(Front-end source files)
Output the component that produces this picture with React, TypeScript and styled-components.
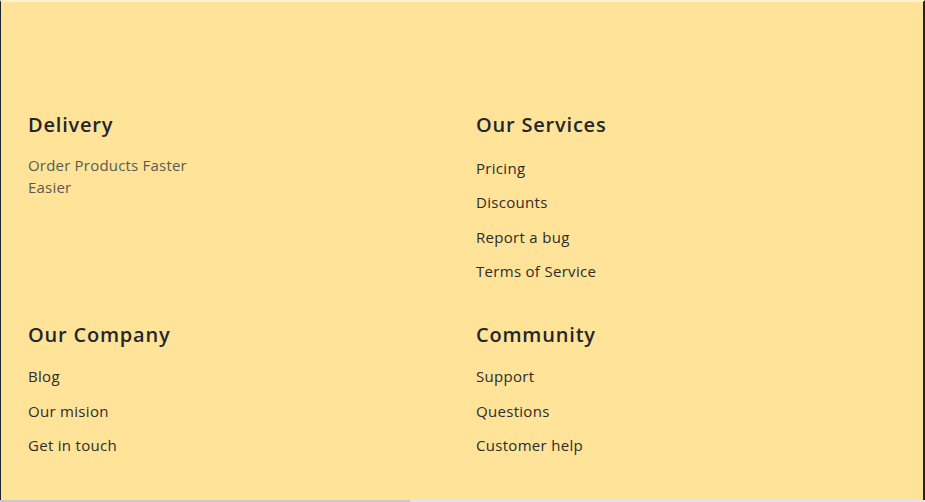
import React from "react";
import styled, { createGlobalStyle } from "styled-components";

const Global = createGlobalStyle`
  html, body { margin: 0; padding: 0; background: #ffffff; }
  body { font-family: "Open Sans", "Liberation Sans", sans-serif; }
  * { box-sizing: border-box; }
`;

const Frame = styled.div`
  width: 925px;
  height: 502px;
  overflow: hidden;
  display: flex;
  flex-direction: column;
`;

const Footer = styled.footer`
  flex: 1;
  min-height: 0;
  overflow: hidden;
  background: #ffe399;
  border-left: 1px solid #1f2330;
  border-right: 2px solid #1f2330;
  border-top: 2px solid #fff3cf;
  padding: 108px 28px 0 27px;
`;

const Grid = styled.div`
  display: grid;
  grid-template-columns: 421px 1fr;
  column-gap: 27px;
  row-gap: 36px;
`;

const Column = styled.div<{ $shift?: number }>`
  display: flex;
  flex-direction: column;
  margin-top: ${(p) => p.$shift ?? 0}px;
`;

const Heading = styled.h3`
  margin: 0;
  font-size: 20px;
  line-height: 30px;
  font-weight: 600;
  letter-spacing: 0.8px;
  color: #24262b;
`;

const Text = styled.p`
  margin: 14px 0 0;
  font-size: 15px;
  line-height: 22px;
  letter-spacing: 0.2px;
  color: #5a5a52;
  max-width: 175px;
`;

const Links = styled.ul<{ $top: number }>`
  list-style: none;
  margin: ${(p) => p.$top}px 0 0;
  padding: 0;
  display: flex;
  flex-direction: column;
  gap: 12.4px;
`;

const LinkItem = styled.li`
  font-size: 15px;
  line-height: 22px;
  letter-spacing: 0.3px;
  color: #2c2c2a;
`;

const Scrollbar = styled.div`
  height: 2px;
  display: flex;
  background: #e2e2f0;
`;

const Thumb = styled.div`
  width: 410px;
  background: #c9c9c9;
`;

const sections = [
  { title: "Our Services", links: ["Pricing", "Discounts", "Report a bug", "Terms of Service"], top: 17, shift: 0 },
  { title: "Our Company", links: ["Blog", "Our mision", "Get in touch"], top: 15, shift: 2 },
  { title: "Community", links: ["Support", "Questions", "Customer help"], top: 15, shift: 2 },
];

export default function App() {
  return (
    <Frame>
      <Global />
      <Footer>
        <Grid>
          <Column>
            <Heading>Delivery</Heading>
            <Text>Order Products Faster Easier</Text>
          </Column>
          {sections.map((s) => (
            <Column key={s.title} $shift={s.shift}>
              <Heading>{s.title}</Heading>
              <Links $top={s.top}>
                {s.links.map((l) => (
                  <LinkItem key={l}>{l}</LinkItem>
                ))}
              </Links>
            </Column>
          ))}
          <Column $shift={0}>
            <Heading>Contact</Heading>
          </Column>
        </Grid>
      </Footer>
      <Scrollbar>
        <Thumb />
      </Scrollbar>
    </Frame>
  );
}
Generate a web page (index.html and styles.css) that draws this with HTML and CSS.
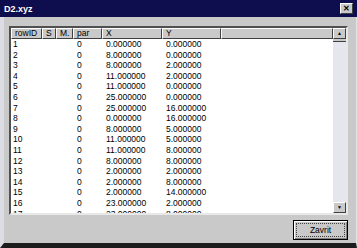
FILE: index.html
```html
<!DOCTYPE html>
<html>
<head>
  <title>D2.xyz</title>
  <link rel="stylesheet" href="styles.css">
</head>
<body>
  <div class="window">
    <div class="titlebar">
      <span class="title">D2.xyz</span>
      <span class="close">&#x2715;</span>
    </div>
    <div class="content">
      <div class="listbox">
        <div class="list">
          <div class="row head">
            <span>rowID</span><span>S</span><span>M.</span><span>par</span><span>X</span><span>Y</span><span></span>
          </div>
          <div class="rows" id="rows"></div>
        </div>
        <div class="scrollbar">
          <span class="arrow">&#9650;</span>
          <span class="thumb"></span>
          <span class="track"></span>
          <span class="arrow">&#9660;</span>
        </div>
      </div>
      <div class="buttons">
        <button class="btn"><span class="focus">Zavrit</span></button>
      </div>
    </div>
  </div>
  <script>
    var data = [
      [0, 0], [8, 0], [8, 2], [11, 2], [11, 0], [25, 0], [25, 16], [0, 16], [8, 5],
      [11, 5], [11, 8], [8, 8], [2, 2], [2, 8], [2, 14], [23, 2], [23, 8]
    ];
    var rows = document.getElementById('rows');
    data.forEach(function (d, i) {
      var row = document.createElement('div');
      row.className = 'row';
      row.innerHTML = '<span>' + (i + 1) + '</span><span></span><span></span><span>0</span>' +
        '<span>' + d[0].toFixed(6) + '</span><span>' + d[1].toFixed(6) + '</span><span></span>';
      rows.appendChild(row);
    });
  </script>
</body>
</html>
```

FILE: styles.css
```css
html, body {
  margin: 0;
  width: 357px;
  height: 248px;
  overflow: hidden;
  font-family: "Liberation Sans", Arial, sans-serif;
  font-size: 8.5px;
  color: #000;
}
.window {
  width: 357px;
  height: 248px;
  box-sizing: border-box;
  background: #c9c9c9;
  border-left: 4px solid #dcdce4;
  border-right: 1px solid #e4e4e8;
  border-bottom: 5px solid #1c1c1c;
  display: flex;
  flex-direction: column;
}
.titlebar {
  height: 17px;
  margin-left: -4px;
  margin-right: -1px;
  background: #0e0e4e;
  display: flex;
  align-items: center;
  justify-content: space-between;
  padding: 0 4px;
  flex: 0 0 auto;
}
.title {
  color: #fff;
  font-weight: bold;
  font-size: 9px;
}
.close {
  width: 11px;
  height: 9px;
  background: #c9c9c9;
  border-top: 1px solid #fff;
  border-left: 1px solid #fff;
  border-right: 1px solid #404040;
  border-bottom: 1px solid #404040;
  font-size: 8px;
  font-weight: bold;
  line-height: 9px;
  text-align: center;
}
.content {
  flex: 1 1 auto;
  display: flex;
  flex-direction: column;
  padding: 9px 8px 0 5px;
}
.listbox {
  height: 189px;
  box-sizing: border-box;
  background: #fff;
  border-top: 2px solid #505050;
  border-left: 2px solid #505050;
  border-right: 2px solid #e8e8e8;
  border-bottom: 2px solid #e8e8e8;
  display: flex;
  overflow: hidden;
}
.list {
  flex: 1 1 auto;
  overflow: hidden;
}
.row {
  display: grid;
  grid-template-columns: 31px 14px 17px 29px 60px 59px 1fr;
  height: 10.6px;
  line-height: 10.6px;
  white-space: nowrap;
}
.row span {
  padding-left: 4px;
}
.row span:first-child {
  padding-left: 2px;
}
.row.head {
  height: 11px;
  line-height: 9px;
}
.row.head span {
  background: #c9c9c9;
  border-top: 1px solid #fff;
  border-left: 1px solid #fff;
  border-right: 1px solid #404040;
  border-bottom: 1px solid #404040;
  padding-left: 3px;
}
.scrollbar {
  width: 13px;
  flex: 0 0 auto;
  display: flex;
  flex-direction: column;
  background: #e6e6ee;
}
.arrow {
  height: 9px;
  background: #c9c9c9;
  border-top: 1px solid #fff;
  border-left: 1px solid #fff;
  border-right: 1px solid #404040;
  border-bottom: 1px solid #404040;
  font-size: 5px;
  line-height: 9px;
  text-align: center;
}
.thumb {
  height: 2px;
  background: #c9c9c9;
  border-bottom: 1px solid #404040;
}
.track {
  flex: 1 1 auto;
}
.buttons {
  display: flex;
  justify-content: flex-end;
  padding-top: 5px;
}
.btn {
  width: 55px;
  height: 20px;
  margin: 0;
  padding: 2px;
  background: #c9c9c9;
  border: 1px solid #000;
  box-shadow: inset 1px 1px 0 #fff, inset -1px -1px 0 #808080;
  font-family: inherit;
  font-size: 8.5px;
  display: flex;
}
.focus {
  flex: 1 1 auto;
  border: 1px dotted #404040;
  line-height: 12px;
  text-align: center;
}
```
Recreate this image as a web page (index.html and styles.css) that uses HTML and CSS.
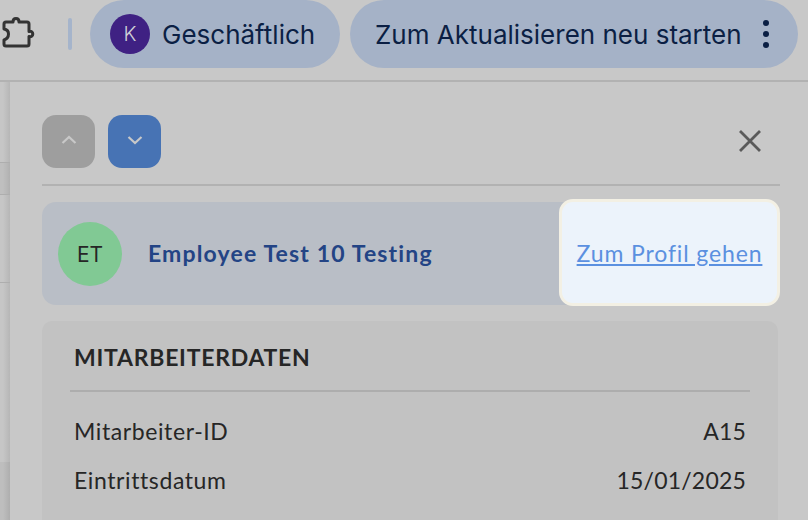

## [WHAT TO WORK ON]
Set down all the data again exactly as above, pictures excluded.

## [THE SOLUTION]
Output the component that produces this picture with React, TypeScript and styled-components.
import React from "react";
import styled, { createGlobalStyle } from "styled-components";

const Global = createGlobalStyle`
  html, body { margin: 0; padding: 0; background: #ffffff; }
  body { font-family: "Open Sans", "Liberation Sans", sans-serif; }
  * { box-sizing: border-box; }
`;

const Frame = styled.div`
  width: 925px;
  height: 502px;
  overflow: hidden;
  display: flex;
  flex-direction: column;
`;

const Footer = styled.footer`
  flex: 1;
  min-height: 0;
  overflow: hidden;
  background: #ffe399;
  border-left: 1px solid #1f2330;
  border-right: 2px solid #1f2330;
  border-top: 2px solid #fff3cf;
  padding: 108px 28px 0 27px;
`;

const Grid = styled.div`
  display: grid;
  grid-template-columns: 421px 1fr;
  column-gap: 27px;
  row-gap: 36px;
`;

const Column = styled.div<{ $shift?: number }>`
  display: flex;
  flex-direction: column;
  margin-top: ${(p) => p.$shift ?? 0}px;
`;

const Heading = styled.h3`
  margin: 0;
  font-size: 20px;
  line-height: 30px;
  font-weight: 600;
  letter-spacing: 0.8px;
  color: #24262b;
`;

const Text = styled.p`
  margin: 14px 0 0;
  font-size: 15px;
  line-height: 22px;
  letter-spacing: 0.2px;
  color: #5a5a52;
  max-width: 175px;
`;

const Links = styled.ul<{ $top: number }>`
  list-style: none;
  margin: ${(p) => p.$top}px 0 0;
  padding: 0;
  display: flex;
  flex-direction: column;
  gap: 12.4px;
`;

const LinkItem = styled.li`
  font-size: 15px;
  line-height: 22px;
  letter-spacing: 0.3px;
  color: #2c2c2a;
`;

const Scrollbar = styled.div`
  height: 2px;
  display: flex;
  background: #e2e2f0;
`;

const Thumb = styled.div`
  width: 410px;
  background: #c9c9c9;
`;

const sections = [
  { title: "Our Services", links: ["Pricing", "Discounts", "Report a bug", "Terms of Service"], top: 17, shift: 0 },
  { title: "Our Company", links: ["Blog", "Our mision", "Get in touch"], top: 15, shift: 2 },
  { title: "Community", links: ["Support", "Questions", "Customer help"], top: 15, shift: 2 },
];

export default function App() {
  return (
    <Frame>
      <Global />
      <Footer>
        <Grid>
          <Column>
            <Heading>Delivery</Heading>
            <Text>Order Products Faster Easier</Text>
          </Column>
          {sections.map((s) => (
            <Column key={s.title} $shift={s.shift}>
              <Heading>{s.title}</Heading>
              <Links $top={s.top}>
                {s.links.map((l) => (
                  <LinkItem key={l}>{l}</LinkItem>
                ))}
              </Links>
            </Column>
          ))}
          <Column $shift={0}>
            <Heading>Contact</Heading>
          </Column>
        </Grid>
      </Footer>
      <Scrollbar>
        <Thumb />
      </Scrollbar>
    </Frame>
  );
}
Generate a web page (index.html and styles.css) that draws this with HTML and CSS.
FILE: index.html
```html
<!DOCTYPE html>
<html>
<head>
  <title>D2.xyz</title>
  <link rel="stylesheet" href="styles.css">
</head>
<body>
  <div class="window">
    <div class="titlebar">
      <span class="title">D2.xyz</span>
      <span class="close">&#x2715;</span>
    </div>
    <div class="content">
      <div class="listbox">
        <div class="list">
          <div class="row head">
            <span>rowID</span><span>S</span><span>M.</span><span>par</span><span>X</span><span>Y</span><span></span>
          </div>
          <div class="rows" id="rows"></div>
        </div>
        <div class="scrollbar">
          <span class="arrow">&#9650;</span>
          <span class="thumb"></span>
          <span class="track"></span>
          <span class="arrow">&#9660;</span>
        </div>
      </div>
      <div class="buttons">
        <button class="btn"><span class="focus">Zavrit</span></button>
      </div>
    </div>
  </div>
  <script>
    var data = [
      [0, 0], [8, 0], [8, 2], [11, 2], [11, 0], [25, 0], [25, 16], [0, 16], [8, 5],
      [11, 5], [11, 8], [8, 8], [2, 2], [2, 8], [2, 14], [23, 2], [23, 8]
    ];
    var rows = document.getElementById('rows');
    data.forEach(function (d, i) {
      var row = document.createElement('div');
      row.className = 'row';
      row.innerHTML = '<span>' + (i + 1) + '</span><span></span><span></span><span>0</span>' +
        '<span>' + d[0].toFixed(6) + '</span><span>' + d[1].toFixed(6) + '</span><span></span>';
      rows.appendChild(row);
    });
  </script>
</body>
</html>
```

FILE: styles.css
```css
html, body {
  margin: 0;
  width: 357px;
  height: 248px;
  overflow: hidden;
  font-family: "Liberation Sans", Arial, sans-serif;
  font-size: 8.5px;
  color: #000;
}
.window {
  width: 357px;
  height: 248px;
  box-sizing: border-box;
  background: #c9c9c9;
  border-left: 4px solid #dcdce4;
  border-right: 1px solid #e4e4e8;
  border-bottom: 5px solid #1c1c1c;
  display: flex;
  flex-direction: column;
}
.titlebar {
  height: 17px;
  margin-left: -4px;
  margin-right: -1px;
  background: #0e0e4e;
  display: flex;
  align-items: center;
  justify-content: space-between;
  padding: 0 4px;
  flex: 0 0 auto;
}
.title {
  color: #fff;
  font-weight: bold;
  font-size: 9px;
}
.close {
  width: 11px;
  height: 9px;
  background: #c9c9c9;
  border-top: 1px solid #fff;
  border-left: 1px solid #fff;
  border-right: 1px solid #404040;
  border-bottom: 1px solid #404040;
  font-size: 8px;
  font-weight: bold;
  line-height: 9px;
  text-align: center;
}
.content {
  flex: 1 1 auto;
  display: flex;
  flex-direction: column;
  padding: 9px 8px 0 5px;
}
.listbox {
  height: 189px;
  box-sizing: border-box;
  background: #fff;
  border-top: 2px solid #505050;
  border-left: 2px solid #505050;
  border-right: 2px solid #e8e8e8;
  border-bottom: 2px solid #e8e8e8;
  display: flex;
  overflow: hidden;
}
.list {
  flex: 1 1 auto;
  overflow: hidden;
}
.row {
  display: grid;
  grid-template-columns: 31px 14px 17px 29px 60px 59px 1fr;
  height: 10.6px;
  line-height: 10.6px;
  white-space: nowrap;
}
.row span {
  padding-left: 4px;
}
.row span:first-child {
  padding-left: 2px;
}
.row.head {
  height: 11px;
  line-height: 9px;
}
.row.head span {
  background: #c9c9c9;
  border-top: 1px solid #fff;
  border-left: 1px solid #fff;
  border-right: 1px solid #404040;
  border-bottom: 1px solid #404040;
  padding-left: 3px;
}
.scrollbar {
  width: 13px;
  flex: 0 0 auto;
  display: flex;
  flex-direction: column;
  background: #e6e6ee;
}
.arrow {
  height: 9px;
  background: #c9c9c9;
  border-top: 1px solid #fff;
  border-left: 1px solid #fff;
  border-right: 1px solid #404040;
  border-bottom: 1px solid #404040;
  font-size: 5px;
  line-height: 9px;
  text-align: center;
}
.thumb {
  height: 2px;
  background: #c9c9c9;
  border-bottom: 1px solid #404040;
}
.track {
  flex: 1 1 auto;
}
.buttons {
  display: flex;
  justify-content: flex-end;
  padding-top: 5px;
}
.btn {
  width: 55px;
  height: 20px;
  margin: 0;
  padding: 2px;
  background: #c9c9c9;
  border: 1px solid #000;
  box-shadow: inset 1px 1px 0 #fff, inset -1px -1px 0 #808080;
  font-family: inherit;
  font-size: 8.5px;
  display: flex;
}
.focus {
  flex: 1 1 auto;
  border: 1px dotted #404040;
  line-height: 12px;
  text-align: center;
}
```
Recreate this image as a web page (index.html and styles.css) that uses HTML and CSS.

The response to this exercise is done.